KUALA LUMPUR (Feb 7): Chinese buyers are not expected to drive up Malaysian house prices as most of them regard their property purchases in the country as long-term investments while the capital controls by the Chinese government will curb their overseas activities, said property consultancy firm Knight Frank Malaysia.
“We have seen certain markets around the world targeted by the Chinese buyers for various reasons — diversification, second homes, children’s education, wealth preservation, etc. In certain places like Vancouver, Hong Kong, Sydney, Melbourne and London, these have been the markets where we can see a lot of Chinese investors.

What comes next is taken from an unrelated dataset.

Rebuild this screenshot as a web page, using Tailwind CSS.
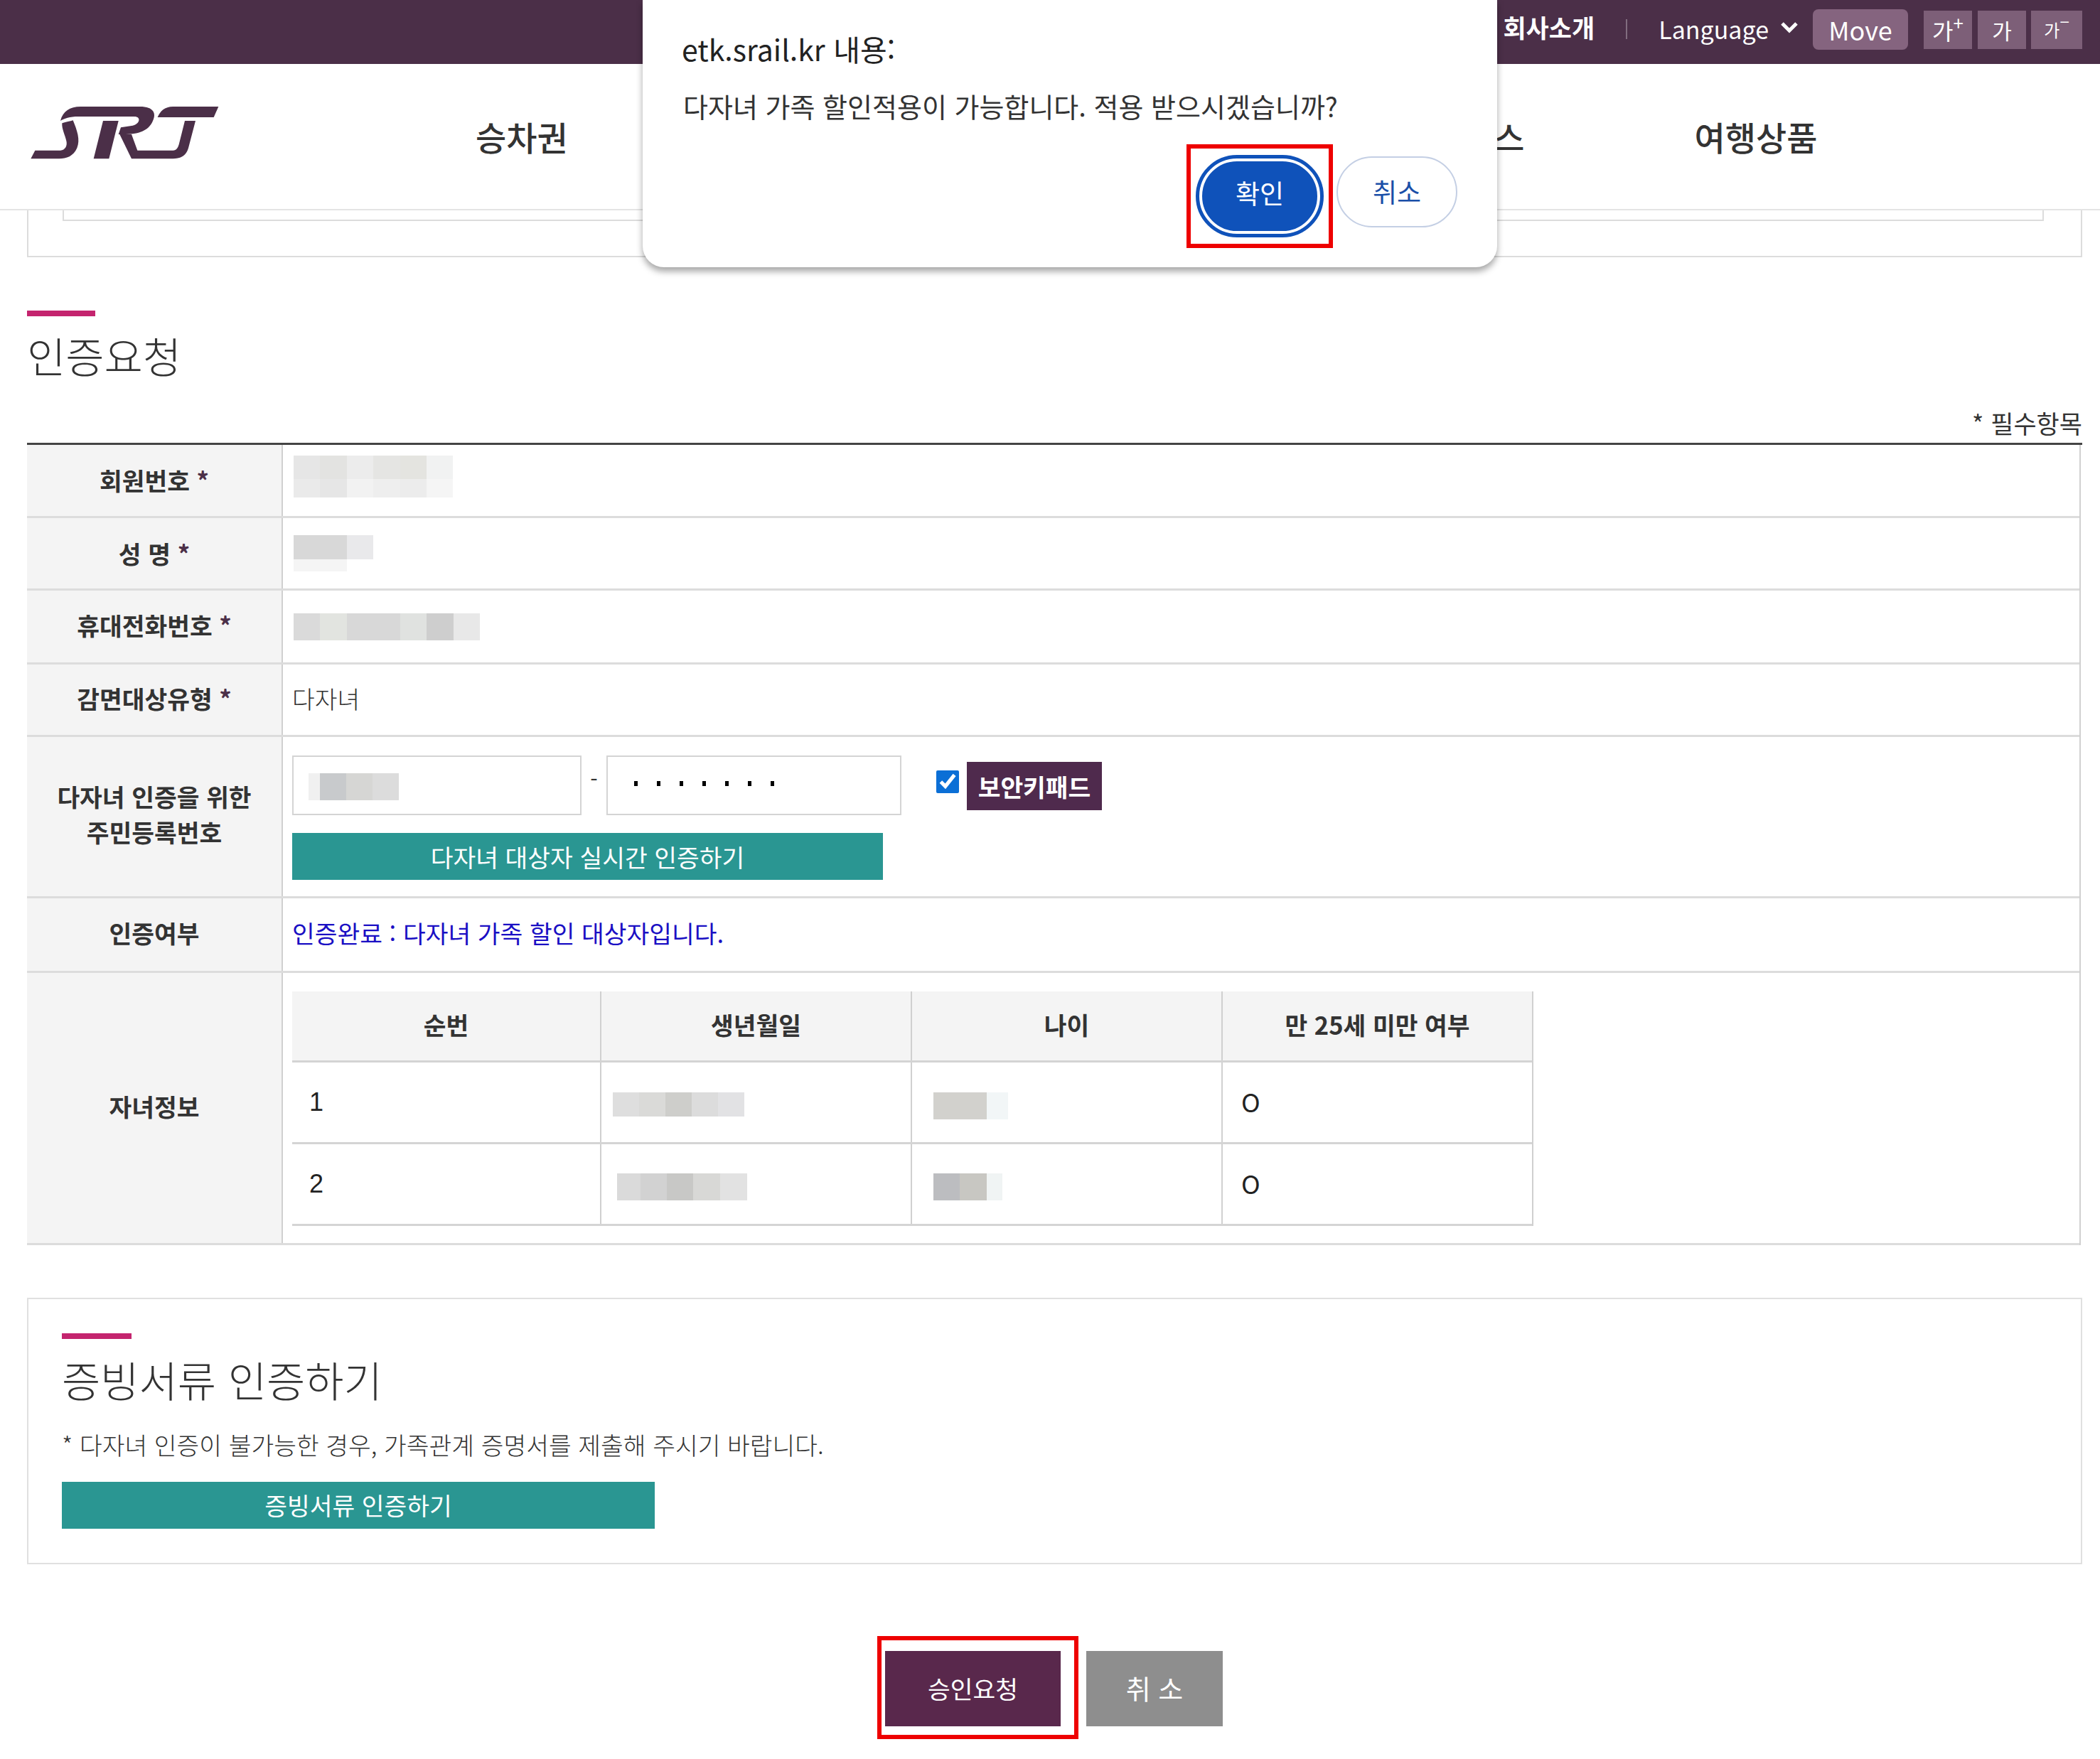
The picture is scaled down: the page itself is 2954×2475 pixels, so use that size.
<!DOCTYPE html>
<html lang="ko">
<head>
  <meta charset="UTF-8">
  <title>인증요청</title>
  <script src="https://cdn.jsdelivr.net/npm/@tailwindcss/browser@4"></script>
</head>
<body class="bg-white text-[#333] font-['Noto_Sans_CJK_KR','Noto_Sans',sans-serif] w-[2954px] h-[2475px] overflow-hidden relative">

  <!-- top bar -->
  <div class="h-[90px] bg-[#4b2f48] flex items-start justify-end pt-[13px] pr-[25px] text-white">
    <span class="text-[35px] font-bold leading-[50px]">회사소개</span>
    <span class="w-[2px] h-[28px] bg-white/30 mt-[14px] ml-[44px]"></span>
    <span class="text-[34px] leading-[56px] ml-[44px]">Language</span>
    <svg class="w-[26px] h-[18px] mt-[17px] ml-[16px]" viewBox="0 0 26 18"><path d="M3 3l10 10L23 3" fill="none" stroke="#fff" stroke-width="5"/></svg>
    <span class="w-[134px] h-[57px] ml-[20px] rounded-[8px] bg-[#85647f] text-[36px] leading-[57px] text-center">Move</span>
    <span class="w-[68px] h-[54px] ml-[22px] mt-[2px] bg-[#7d5f78] text-[32px] leading-[54px] text-center">가<sup class="text-[26px]">+</sup></span>
    <span class="w-[68px] h-[54px] ml-[8px] mt-[2px] bg-[#7d5f78] text-[30px] leading-[54px] text-center">가</span>
    <span class="w-[72px] h-[54px] ml-[7px] mt-[2px] bg-[#7d5f78] text-[24px] leading-[54px] text-center">가<sup class="text-[24px]">−</sup></span>
  </div>

  <!-- header -->
  <div class="h-[206px] border-b-2 border-[#e4e4e4] flex items-start">
    <svg class="w-[290px] h-[95px] mt-[50px] ml-[30px] shrink-0" viewBox="0 0 870 285" fill="#4b2f48">
      <path d="M165 90C175 50 205 30 250 30L500 30C560 30 570 60 555 90C540 125 510 145 440 147L410 147L420 118L470 110C490 105 500 90 495 80C490 72 480 72 470 72L240 72C205 72 180 80 165 90Z"/>
      <path d="M172 100C190 95 205 92 218 88C235 130 250 170 235 205C220 240 190 250 160 250L40 250L58 215L165 215C185 215 195 195 190 175C185 150 170 125 172 100Z"/>
      <path d="M345 90L410 90L370 250L305 250Z"/>
      <path d="M415 147L465 147L490 215L640 215C655 215 660 205 665 190L690 90L735 90L705 205C695 240 670 250 640 250L465 250Z"/>
      <path d="M640 30L832 30L812 75L575 75C585 50 605 30 640 30Z"/>
    </svg>
    <nav class="flex text-[47px] font-medium leading-[56px] mt-[74px] ml-[349px] text-[#333]">
      <span>승차권</span>
      <span class="ml-[1216px]">서비스</span>
      <span class="ml-[239px]">여행상품</span>
    </nav>
  </div>

  <main class="pl-[38px] pr-[25px]">
    <!-- scrolled section remainder -->
    <div class="h-[66px] border-x-2 border-b-2 border-[#dcdcdc] px-[48px]">
      <div class="h-[15px] border-x-2 border-b-2 border-[#dcdcdc] mr-[4px]"></div>
    </div>

    <!-- 인증요청 -->
    <div class="w-[96px] h-[8px] bg-[#c4246e] mt-[75px]"></div>
    <h2 class="text-[59px] font-light leading-[80px] mt-[15px] text-[#333]">인증요청</h2>
    <p class="text-right text-[35px] leading-[40px] mt-[35px] text-[#333]">* 필수항목</p>

    <div class="border-t-[3px] border-[#444] text-[34.5px] mt-[8px]">
      <div class="border-r-2 border-[#d0d0d0] mr-[2px]">
        <div class="flex h-[103px] border-b-[3px] border-[#dcdcdc]">
          <div class="w-[360px] shrink-0 bg-[#f4f4f4] border-r-2 border-[#d0d0d0] flex items-center justify-center font-bold">회원번호&nbsp;<span class="text-[#4b2f48]">*</span></div>
          <div class="flex-1 pl-[15px] pt-[15px]">
            <div class="flex h-[33px]">
              <div class="w-[37px] bg-[#e6e6e6]"></div><div class="w-[38px] bg-[#e3e3e1]"></div><div class="w-[37px] bg-[#ececec]"></div><div class="w-[38px] bg-[#e5e5e3]"></div><div class="w-[37px] bg-[#e4e4e0]"></div><div class="w-[37px] bg-[#f1f2f2]"></div>
            </div>
            <div class="flex h-[26px]">
              <div class="w-[37px] bg-[#eaeaea]"></div><div class="w-[38px] bg-[#e6e6e6]"></div><div class="w-[37px] bg-[#f2f2f2]"></div><div class="w-[38px] bg-[#eeeeee]"></div><div class="w-[37px] bg-[#ececec]"></div><div class="w-[37px] bg-[#f5f5f5]"></div>
            </div>
          </div>
        </div>
        <div class="flex h-[102px] border-b-[3px] border-[#dcdcdc]">
          <div class="w-[360px] shrink-0 bg-[#f4f4f4] border-r-2 border-[#d0d0d0] flex items-center justify-center font-bold">성 명&nbsp;<span class="text-[#4b2f48]">*</span></div>
          <div class="flex-1 pl-[15px] pt-[24px]">
            <div class="flex w-[112px] h-[34px]"><div class="w-[75px] bg-[#d8d8d8]"></div><div class="w-[37px] bg-[#e9e9eb]"></div></div>
            <div class="w-[75px] h-[17px] bg-[#f5f5f5]"></div>
          </div>
        </div>
        <div class="flex h-[104px] border-b-[3px] border-[#dcdcdc]">
          <div class="w-[360px] shrink-0 bg-[#f4f4f4] border-r-2 border-[#d0d0d0] flex items-center justify-center font-bold pb-[3px]">휴대전화번호&nbsp;<span class="text-[#4b2f48]">*</span></div>
          <div class="flex-1 pl-[15px] pt-[32px]">
            <div class="flex w-[262px] h-[38px]">
              <div class="w-[37px] bg-[#dadada]"></div><div class="w-[38px] bg-[#e2e4e0]"></div><div class="w-[75px] bg-[#d8d8d8]"></div><div class="w-[37px] bg-[#e0e2e0]"></div><div class="w-[38px] bg-[#cecece]"></div><div class="w-[37px] bg-[#e8e8e8]"></div>
            </div>
          </div>
        </div>
        <div class="flex h-[102px] border-b-[3px] border-[#dcdcdc]">
          <div class="w-[360px] shrink-0 bg-[#f4f4f4] border-r-2 border-[#d0d0d0] flex items-center justify-center font-bold pb-[4px]">감면대상유형&nbsp;<span class="text-[#4b2f48]">*</span></div>
          <div class="flex-1 pl-[13px] flex items-center font-light pb-[3px]">다자녀</div>
        </div>

        <div class="flex h-[227px] border-b-[3px] border-[#dcdcdc]">
          <div class="w-[360px] shrink-0 bg-[#f4f4f4] border-r-2 border-[#d0d0d0] flex items-center justify-center text-center font-bold leading-[50px] pb-[8px]">다자녀 인증을 위한<br>주민등록번호</div>
          <div class="flex-1 pl-[13px] pt-[26px]">
            <div class="flex items-start">
              <div class="w-[407px] h-[84px] border-2 border-[#d4d4d4] pl-[21px] pt-[23px]">
                <div class="flex w-[127px] h-[38px]"><div class="w-[16px] bg-[#f0f0f0]"></div><div class="w-[37px] bg-[#c8cacc]"></div><div class="w-[37px] bg-[#d6d6d4]"></div><div class="w-[37px] bg-[#dcdcdc]"></div></div>
              </div>
              <span class="w-[35px] text-center leading-[36px] text-[30px] mt-[14px]">-</span>
              <div class="w-[415px] h-[84px] border-2 border-[#d4d4d4] pl-[37px] pt-[34px] flex gap-[27px]">
                <span class="w-[5px] h-[7px] bg-black"></span><span class="w-[5px] h-[7px] bg-black"></span><span class="w-[5px] h-[7px] bg-black"></span><span class="w-[5px] h-[7px] bg-black"></span><span class="w-[5px] h-[7px] bg-black"></span><span class="w-[5px] h-[7px] bg-black"></span><span class="w-[5px] h-[7px] bg-black"></span>
              </div>
              <input type="checkbox" checked class="w-[32px] h-[32px] ml-[49px] mt-[21px] accent-[#0b6fd6]">
              <div class="w-[190px] h-[68px] ml-[11px] mt-[9px] bg-[#4f2a4d] text-white font-bold text-[34.5px] leading-[68px] text-center">보안키패드</div>
            </div>
            <div class="w-[831px] h-[66px] mt-[25px] bg-[#2a9692] text-white text-[34.5px] leading-[66px] text-center">다자녀 대상자 실시간 인증하기</div>
          </div>
        </div>

        <div class="flex h-[105px] border-b-[3px] border-[#dcdcdc]">
          <div class="w-[360px] shrink-0 bg-[#f4f4f4] border-r-2 border-[#d0d0d0] flex items-center justify-center font-bold pb-[4px]">인증여부</div>
          <div class="flex-1 pl-[13px] flex items-center text-[#1a0fc4] pb-[4px]">인증완료 : 다자녀 가족 할인 대상자입니다.</div>
        </div>

        <div class="flex h-[383px] border-b-[3px] border-[#dcdcdc]">
          <div class="w-[360px] shrink-0 bg-[#f4f4f4] border-r-2 border-[#d0d0d0] flex items-center justify-center font-bold pb-[4px]">자녀정보</div>
          <div class="flex-1 pl-[13px] pt-[26px]">
            <div class="w-[1746px] border-r-2 border-[#d0d0d0]">
              <div class="flex h-[100px] bg-[#f4f4f4] border-b-[3px] border-[#d4d4d4] font-bold text-center leading-[93px]">
                <div class="w-[435px] border-r-2 border-[#d0d0d0]">순번</div>
                <div class="w-[437px] border-r-2 border-[#d0d0d0]">생년월일</div>
                <div class="w-[437px] border-r-2 border-[#d0d0d0]">나이</div>
                <div class="flex-1">만 25세 미만 여부</div>
              </div>
              <div class="flex h-[115px] border-b-[3px] border-[#d4d4d4]">
                <div class="w-[435px] border-r-2 border-[#d0d0d0] pl-[24px] leading-[112px] font-['Liberation_Sans'] text-[36px] text-[#222]">1</div>
                <div class="w-[437px] border-r-2 border-[#d0d0d0] pl-[16px] pt-[42px]">
                  <div class="flex h-[34px] w-[185px]"><div class="w-[37px] bg-[#dedede]"></div><div class="w-[37px] bg-[#dadad8]"></div><div class="w-[37px] bg-[#cececb]"></div><div class="w-[37px] bg-[#dcdcdc]"></div><div class="w-[37px] bg-[#e2e2e4]"></div></div>
                </div>
                <div class="w-[437px] border-r-2 border-[#d0d0d0] pl-[30px] pt-[42px]">
                  <div class="flex h-[38px]"><div class="w-[75px] bg-[#d2d1cd]"></div><div class="w-[30px] bg-[#f2f6f7]"></div></div>
                </div>
                <div class="flex-1 pl-[26px] leading-[108px] text-[36px] text-[#222]">O</div>
              </div>
              <div class="flex h-[115px] border-b-[3px] border-[#d4d4d4]">
                <div class="w-[435px] border-r-2 border-[#d0d0d0] pl-[24px] leading-[112px] font-['Liberation_Sans'] text-[36px] text-[#222]">2</div>
                <div class="w-[437px] border-r-2 border-[#d0d0d0] pl-[22px] pt-[41px]">
                  <div class="flex h-[38px] w-[183px]"><div class="w-[33px] bg-[#dadada]"></div><div class="w-[37px] bg-[#d2d2d2]"></div><div class="w-[37px] bg-[#c8c8c6]"></div><div class="w-[38px] bg-[#d8d8d6]"></div><div class="w-[38px] bg-[#e2e2e2]"></div></div>
                </div>
                <div class="w-[437px] border-r-2 border-[#d0d0d0] pl-[30px] pt-[41px]">
                  <div class="flex h-[38px]"><div class="w-[37px] bg-[#bcbdc0]"></div><div class="w-[38px] bg-[#c8c7c2]"></div><div class="w-[22px] bg-[#f0f4f4]"></div></div>
                </div>
                <div class="flex-1 pl-[26px] leading-[108px] text-[36px] text-[#222]">O</div>
              </div>
            </div>
          </div>
        </div>
      </div>
    </div>

    <!-- 증빙서류 -->
    <div class="h-[375px] mt-[74px] border-2 border-[#e0e0e0] pl-[47px] pt-[48px]">
      <div class="w-[98px] h-[8px] bg-[#c4246e]"></div>
      <h2 class="text-[59px] font-light leading-[80px] mt-[17px]">증빙서류 인증하기</h2>
      <p class="text-[34.5px] font-light leading-[44px] mt-[29px]">* 다자녀 인증이 불가능한 경우, 가족관계 증명서를 제출해 주시기 바랍니다.</p>
      <div class="w-[834px] h-[66px] mt-[31px] bg-[#2a9692] text-white text-[34.5px] leading-[64px] text-center">증빙서류 인증하기</div>
    </div>

    <!-- bottom buttons -->
    <div class="flex mt-[122px] ml-[1196px]">
      <div class="border-[6px] border-[#ee0000] pl-[5px] pt-[15px] pr-[19px] pb-[12px] -mt-[21px]">
        <div class="w-[247px] h-[106px] bg-[#59284c] text-white text-[34.5px] leading-[104px] text-center">승인요청</div>
      </div>
      <div class="w-[192px] h-[106px] ml-[11px] bg-[#8e8e8e] text-white text-[38px] leading-[104px] text-center">취 소</div>
    </div>
  </main>

  <!-- browser confirm dialog -->
  <div class="absolute left-[904px] top-0 w-[1202px] h-[376px] bg-white rounded-b-[30px] shadow-[0_6px_10px_rgba(0,0,0,0.35)]">
    <p class="absolute left-[55px] top-[40px] text-[41px] leading-[56px] text-[#222]">etk.srail.kr 내용:</p>
    <p class="absolute left-[57px] top-[126px] text-[38px] leading-[46px] text-[#333]">다자녀 가족 할인적용이 가능합니다. 적용 받으시겠습니까?</p>
    <div class="absolute left-[765px] top-[203px] w-[206px] h-[146px] border-[6px] border-[#ee0000] flex items-center justify-center">
      <div class="w-[180px] h-[116px] rounded-full bg-[#0f52ba] border-[5px] border-[#0f52ba] outline-[4px] outline-white -outline-offset-[9px] text-white text-[37px] leading-[96px] text-center">확인</div>
    </div>
    <div class="absolute left-[976px] top-[220px] w-[170px] h-[100px] rounded-full border-2 border-[#c4cfe4] text-[#1a4fa8] text-[37px] leading-[94px] text-center">취소</div>
  </div>
</body>
</html>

“[However], in China, there are capital controls in place at the moment. That’s impacting some outbound activities, especially on the developers and institutions level. Even on the individual level, it is challenging and more difficult to get their money out. So in the short-term, the capital controls will probably keep a lot of the capital in China to a certain extent,” Knight Frank Asia-Pacific head of research Nicholas Holt told reporters at the launch of two research reports on Chinese investment trends across the Asia Pacific today.
“Generally, we don’t really see this happening yet. I think there are more Chinese [buyers] coming into Malaysia looking for long-term investment instead of speculating — buy and go in three or five years’ time. Some of them even come for the education of their children, so it is from a totally different point they look at Malaysia,” added Knight Frank Malaysia executive director of Capital Markets Allan Sim.
Sim noted that even China’s property developers are holding a long-term view on Malaysia’s real estate market.
Looking into 2018 and beyond, Knight Frank Malaysia expects Chinese developers to seek opportunities in the Malaysian real estate sector, particularly in industrial-driven township developments as China’s Belt and Road Initiative (BRI) is expected to bring more capital inflow into the local market.
“Four of the top 10 Chinese developers by contracted sales value in 2017 have made inroads onto the Malaysia property market, including Country Garden Group, China Vanke, Greenland Group and China Overseas Land & Investment.
“Among the rest who haven’t ventured into Malaysia, China Fortune Land Development and Greentown China have indicated interest in the industry, including the Bandar Malaysia development,” said Sim.
Although the Chinese developers will bring in more competition for local players, there will be more benefits for the local property industry over the long run.
“In whatever sets we are talking about, when there more investments come in, that’s going to bring more competition. But more competition, for the consumer and economy in general, is a good thing as people will up their game, there are opportunities for knowledge transfer and open up opportunity for bilateral two-way trade and investment,” said Holt.
Sim added: “We should look at a more holistic view, just look at what they can bring in besides their core businesses. They can bring in big manufacturing firms, which are already starting to come into Malaysia, but we don’t give them credit on that. All these things will take time for all of us to realise that there could be long-term benefits.”